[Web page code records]
- - - - - - -
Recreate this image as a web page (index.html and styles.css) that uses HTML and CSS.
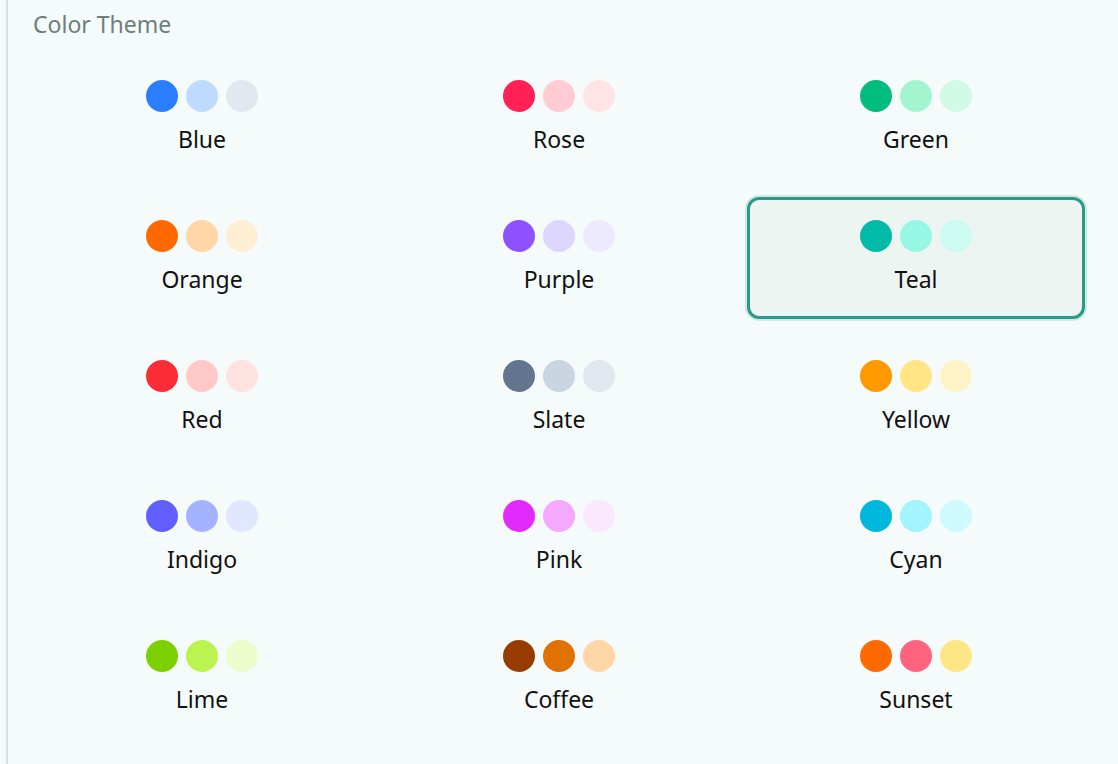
FILE: index.html
```html
<html lang="en"><head><meta http-equiv="Content-Type" content="text/html; charset=UTF-8">
  <meta name="viewport" content="width=device-width,minimum-scale=1.0,maximum-scale=1.0,user-scalable=no" />
  <link rel="stylesheet" href="styles.css">
</head>
<body>
<div class="panel">
  <div class="panel-title">Color Theme</div>

  <div class="theme-grid">
    <div class="theme">
      <div class="dots"><span class="dot" style="background:#2b7fff"></span><span class="dot" style="background:#bedbff"></span><span class="dot" style="background:#e2e8f0"></span></div>
      <div class="theme-name">Blue</div>
    </div>
    <div class="theme">
      <div class="dots"><span class="dot" style="background:#ff2056"></span><span class="dot" style="background:#ffccd3"></span><span class="dot" style="background:#ffe4e6"></span></div>
      <div class="theme-name">Rose</div>
    </div>
    <div class="theme">
      <div class="dots"><span class="dot" style="background:#00bc7d"></span><span class="dot" style="background:#a4f4cf"></span><span class="dot" style="background:#d0fae5"></span></div>
      <div class="theme-name">Green</div>
    </div>

    <div class="theme">
      <div class="dots"><span class="dot" style="background:#ff6900"></span><span class="dot" style="background:#ffd6a7"></span><span class="dot" style="background:#ffedd4"></span></div>
      <div class="theme-name">Orange</div>
    </div>
    <div class="theme">
      <div class="dots"><span class="dot" style="background:#8e51ff"></span><span class="dot" style="background:#ddd6ff"></span><span class="dot" style="background:#ede9fe"></span></div>
      <div class="theme-name">Purple</div>
    </div>
    <div class="theme selected">
      <div class="dots"><span class="dot" style="background:#00bba7"></span><span class="dot" style="background:#96f7e4"></span><span class="dot" style="background:#cbfbf1"></span></div>
      <div class="theme-name">Teal</div>
    </div>

    <div class="theme">
      <div class="dots"><span class="dot" style="background:#fb2c36"></span><span class="dot" style="background:#ffc9c9"></span><span class="dot" style="background:#ffe2e2"></span></div>
      <div class="theme-name">Red</div>
    </div>
    <div class="theme">
      <div class="dots"><span class="dot" style="background:#62748e"></span><span class="dot" style="background:#cad5e2"></span><span class="dot" style="background:#e2e8f0"></span></div>
      <div class="theme-name">Slate</div>
    </div>
    <div class="theme">
      <div class="dots"><span class="dot" style="background:#fe9a00"></span><span class="dot" style="background:#fee685"></span><span class="dot" style="background:#fef3c6"></span></div>
      <div class="theme-name">Yellow</div>
    </div>

    <div class="theme">
      <div class="dots"><span class="dot" style="background:#615fff"></span><span class="dot" style="background:#a3b3ff"></span><span class="dot" style="background:#e0e7ff"></span></div>
      <div class="theme-name">Indigo</div>
    </div>
    <div class="theme">
      <div class="dots"><span class="dot" style="background:#e12afb"></span><span class="dot" style="background:#f4a8ff"></span><span class="dot" style="background:#fae8ff"></span></div>
      <div class="theme-name">Pink</div>
    </div>
    <div class="theme">
      <div class="dots"><span class="dot" style="background:#00b8db"></span><span class="dot" style="background:#a2f4fd"></span><span class="dot" style="background:#cefafe"></span></div>
      <div class="theme-name">Cyan</div>
    </div>

    <div class="theme">
      <div class="dots"><span class="dot" style="background:#7ccf00"></span><span class="dot" style="background:#bbf451"></span><span class="dot" style="background:#ecfcca"></span></div>
      <div class="theme-name">Lime</div>
    </div>
    <div class="theme">
      <div class="dots"><span class="dot" style="background:#973c00"></span><span class="dot" style="background:#e17100"></span><span class="dot" style="background:#ffd6a7"></span></div>
      <div class="theme-name">Coffee</div>
    </div>
    <div class="theme">
      <div class="dots"><span class="dot" style="background:#ff6900"></span><span class="dot" style="background:#ff637e"></span><span class="dot" style="background:#fee685"></span></div>
      <div class="theme-name">Sunset</div>
    </div>
  </div>
</div>
</body>
</html>
```

FILE: styles.css
```css
html, body {
  margin: 0;
  padding: 0;
  background: #f5fafa;
}

body {
  font-family: "Noto Sans", "Open Sans", sans-serif;
  color: #111;
}

.panel {
  margin-left: 6px;
  min-height: 764px;
  box-sizing: border-box;
  border-left: 2px solid #d3e4e3;
  padding: 10px 33px 0 25px;
}

.panel-title {
  font-size: 23px;
  line-height: 28px;
  color: #6e7e7b;
  margin-bottom: 19px;
}

.theme-grid {
  display: grid;
  grid-template-columns: repeat(3, 1fr);
  column-gap: 19px;
  row-gap: 18px;
}

.theme {
  display: flex;
  flex-direction: column;
  align-items: center;
  gap: 13px;
  padding: 20px 0 23px;
  border: 3px solid transparent;
  border-radius: 12px;
}

.theme.selected {
  border-color: #2c9a8b;
  background: #edf5f3;
  box-shadow: 0 0 0 2px rgba(44, 154, 139, 0.18);
}

.dots {
  display: flex;
  gap: 8px;
}

.dot {
  width: 32px;
  height: 32px;
  border-radius: 50%;
}

.theme-name {
  font-size: 23px;
  line-height: 28px;
}
```
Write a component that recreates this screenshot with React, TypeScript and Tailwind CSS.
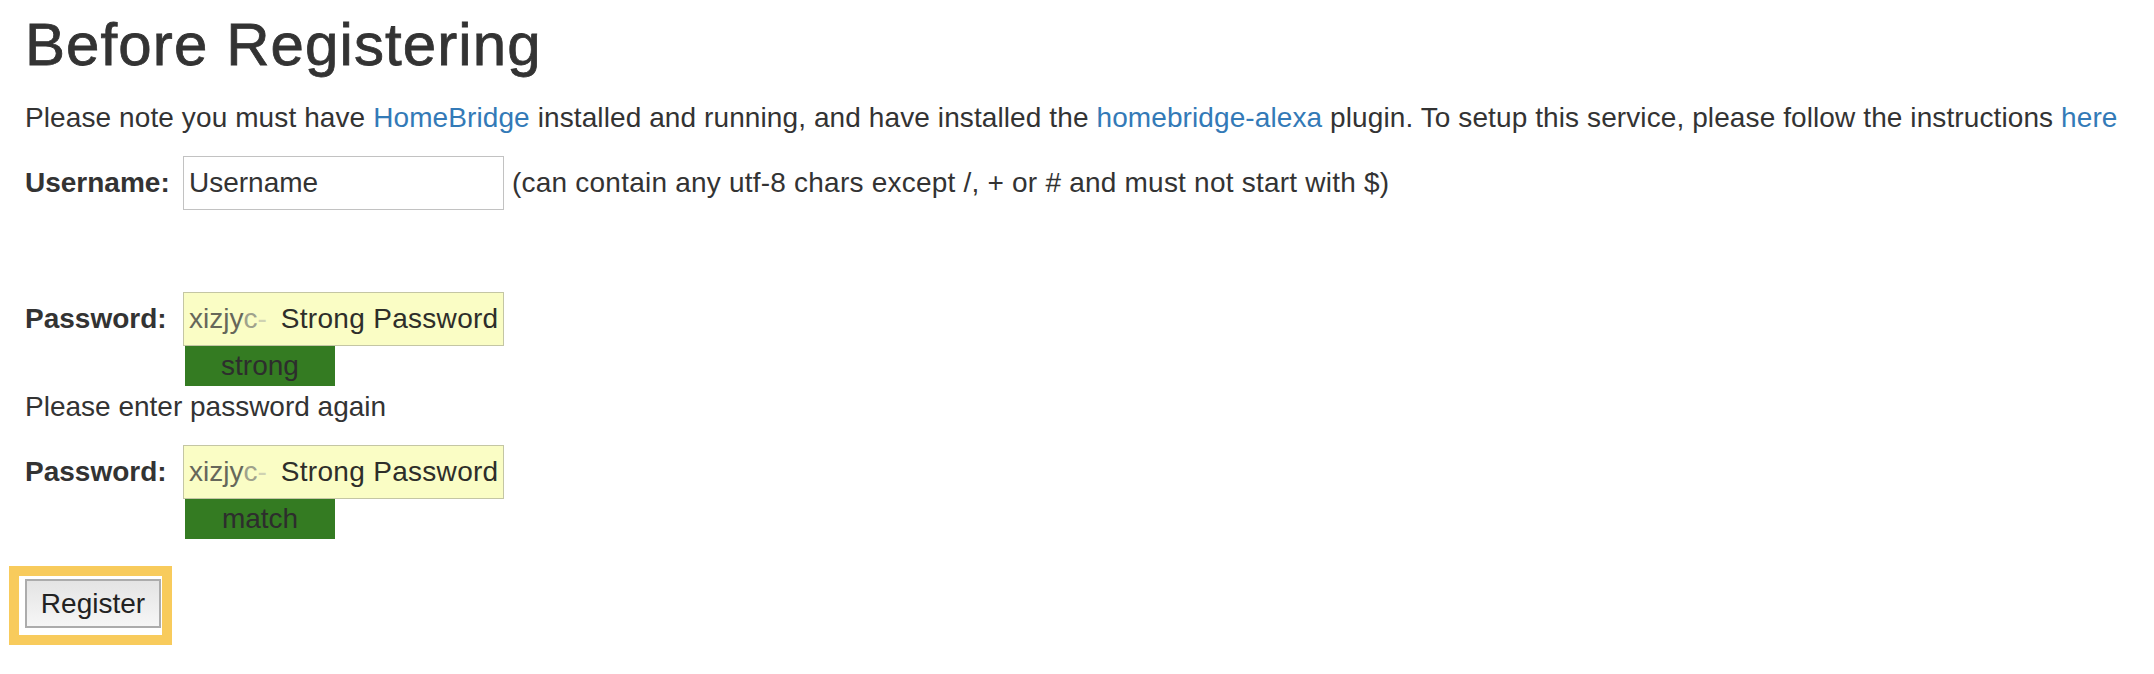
const font = { fontFamily: '"Liberation Sans", Arial, Helvetica, sans-serif' };

function StrengthBar({ label }: { label: string }) {
  return (
    <div className="ml-[160px] flex h-[40px] w-[150px] items-center justify-center bg-[#347b22] text-[28px] text-[#2d2d2d]">
      {label}
    </div>
  );
}

function PasswordRow() {
  return (
    <div className="flex items-center">
      <label className="w-[158px] text-[28px] font-bold text-[#333]">Password:</label>
      <div className="flex h-[54px] w-[321px] items-center overflow-hidden border border-[#c4c6a4] bg-[#fafdc5] pl-[5px] text-[28px] whitespace-nowrap">
        <span className="text-[#66675a]">xizjy</span>
        <span className="text-[#9fa28c]">c</span>
        <span className="text-[#cfd2b2]">-</span>
        <span className="ml-[14px] tracking-[0.3px] text-[#2e2e2a]">Strong Password</span>
      </div>
    </div>
  );
}

export default function App() {
  return (
    <div className="min-h-screen bg-white px-[25px] pt-[12px] text-[#333]" style={font}>
      <h2 className="text-[60px] leading-[66px] font-normal tracking-[1.1px] [-webkit-text-stroke:0.8px_#333]">
        Before Registering
      </h2>
      <p className="mt-[20px] text-[28px] leading-[40px] tracking-[0.1px] whitespace-nowrap">
        Please note you must have <a className="text-[#337ab7]">HomeBridge</a> installed and running, and have installed
        the <a className="text-[#337ab7]">homebridge-alexa</a> plugin. To setup this service, please follow the
        instructions <a className="text-[#337ab7]">here</a>
      </p>

      <div className="mt-[18px] flex items-center">
        <label className="w-[158px] text-[28px] font-bold">Username:</label>
        <input
          readOnly
          value="Username"
          className="h-[54px] w-[321px] border border-[#c2c2c2] bg-white px-[5px] text-[28px] text-[#333] outline-none"
          style={font}
        />
        <span className="ml-[8px] text-[28px] tracking-[0.22px]">
          (can contain any utf-8 chars except /, + or # and must not start with $)
        </span>
      </div>

      <div className="mt-[82px]">
        <PasswordRow />
        <StrengthBar label="strong" />
      </div>

      <div className="mt-[1px] text-[28px] leading-[40px]">Please enter password again</div>

      <div className="mt-[18px]">
        <PasswordRow />
        <StrengthBar label="match" />
      </div>

      <div className="mt-[27px] -ml-[16px] inline-block border-[10px] border-[#f8cb5c] bg-white pt-[3px] pr-[1px] pb-[7px] pl-[6px]">
        <button className="h-[49px] w-[136px] border-2 border-[#acacac] bg-gradient-to-b from-[#e4e4e4] to-[#f6f6f6] text-[28px] text-[#222]">
          Register
        </button>
      </div>
    </div>
  );
}
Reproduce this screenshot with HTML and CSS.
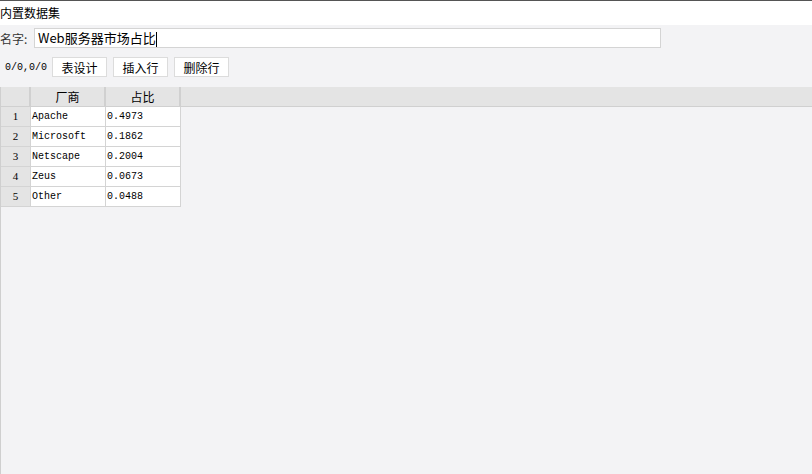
FILE: index.html
```html
<!DOCTYPE html>
<html lang="zh-CN">
<head>
  <meta charset="UTF-8">
  <title>内置数据集</title>
  <link rel="stylesheet" href="styles.css">
</head>
<body>
  <div class="title-bar">内置数据集</div>

  <div class="panel">
    <div class="name-row">
      <label class="name-label">名字:</label>
      <div class="name-input">Web服务器市场占比<span class="caret"></span></div>
    </div>

    <div class="toolbar">
      <span class="pos">0/0,0/0</span>
      <button class="btn">表设计</button>
      <button class="btn">插入行</button>
      <button class="btn">删除行</button>
    </div>

    <div class="grid">
      <div class="grid-head">
        <div class="hcell corner"></div>
        <div class="hcell">厂商</div>
        <div class="hcell">占比</div>
      </div>
      <div class="grid-row">
        <div class="rnum">1</div><div class="cell">Apache</div><div class="cell">0.4973</div>
      </div>
      <div class="grid-row">
        <div class="rnum">2</div><div class="cell">Microsoft</div><div class="cell">0.1862</div>
      </div>
      <div class="grid-row">
        <div class="rnum">3</div><div class="cell">Netscape</div><div class="cell">0.2004</div>
      </div>
      <div class="grid-row">
        <div class="rnum">4</div><div class="cell">Zeus</div><div class="cell">0.0673</div>
      </div>
      <div class="grid-row">
        <div class="rnum">5</div><div class="cell">Other</div><div class="cell">0.0488</div>
      </div>
    </div>
  </div>
</body>
</html>
```

FILE: styles.css
```css
body {
    margin: 0;
    height: 474px;
    overflow: hidden;
    font-family: "Noto Sans CJK SC", "Noto Sans", sans-serif;
    font-size: 12px;
    color: #000;
    background-color: #f3f3f5;
    border-top: 1px solid #555;
    box-sizing: border-box;
}

.title-bar {
    height: 24px;
    line-height: 24px;
    background-color: #fff;
}

.name-row {
    display: flex;
    align-items: center;
    height: 24px;
    margin-top: 1px;
}

.name-label {
    width: 34px;
    color: #333;
}

.name-input {
    width: 622px;
    height: 18px;
    line-height: 18px;
    border: 1px solid #d4d4d4;
    background-color: #fff;
    padding-left: 3px;
    box-sizing: content-box;
    font-size: 13px;
}

.caret {
    display: inline-block;
    width: 1px;
    height: 15px;
    background-color: #000;
    vertical-align: middle;
}

.toolbar {
    display: flex;
    align-items: center;
    gap: 6px;
    height: 22px;
    margin-top: 6px;
    padding-left: 5px;
}

.pos {
    font-family: "Liberation Mono", monospace;
    font-size: 10px;
    width: 41px;
}

.btn {
    width: 55px;
    height: 20px;
    padding: 0;
    border: 1px solid #dcdcdc;
    background-color: #fff;
    font-family: "Noto Sans CJK SC", sans-serif;
    font-size: 12px;
    color: #000;
}

.grid {
    margin-top: 9px;
    border-left: 1px solid #cfcfcf;
    height: 400px;
}

.grid-head {
    display: flex;
    height: 19px;
    background-color: #e4e4e4;
    border-bottom: 1px solid #d0d0d0;
}

.hcell {
    width: 73px;
    text-align: center;
    line-height: 19px;
    border-right: 2px solid #d0d0d0;
}

.hcell.corner {
    width: 28px;
}

.grid-row {
    display: flex;
    height: 20px;
}

.rnum {
    width: 29px;
    background-color: #e4e4e4;
    border-bottom: 1px solid #d4d4d4;
    text-align: center;
    line-height: 19px;
    font-family: "Liberation Serif", serif;
    font-size: 11px;
}

.cell {
    width: 73px;
    padding-left: 1px;
    background-color: #fff;
    border-left: 1px solid #d4d4d4;
    border-bottom: 1px solid #d4d4d4;
    line-height: 19px;
    font-family: "Liberation Mono", monospace;
    font-size: 10px;
}

.cell:last-child {
    border-right: 1px solid #d4d4d4;
}
```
- - - - - - -
» What is required:
In the listing above, find the line containing "Write a component" and the line containing "Arial, Helvetica, sans-serif'", then write out both of them and every line between, exactly, with no pictures.

» Solution to the problem:
Write a component that recreates this screenshot with React, TypeScript and Tailwind CSS.
const font = { fontFamily: '"Liberation Sans", Arial, Helvetica, sans-serif' };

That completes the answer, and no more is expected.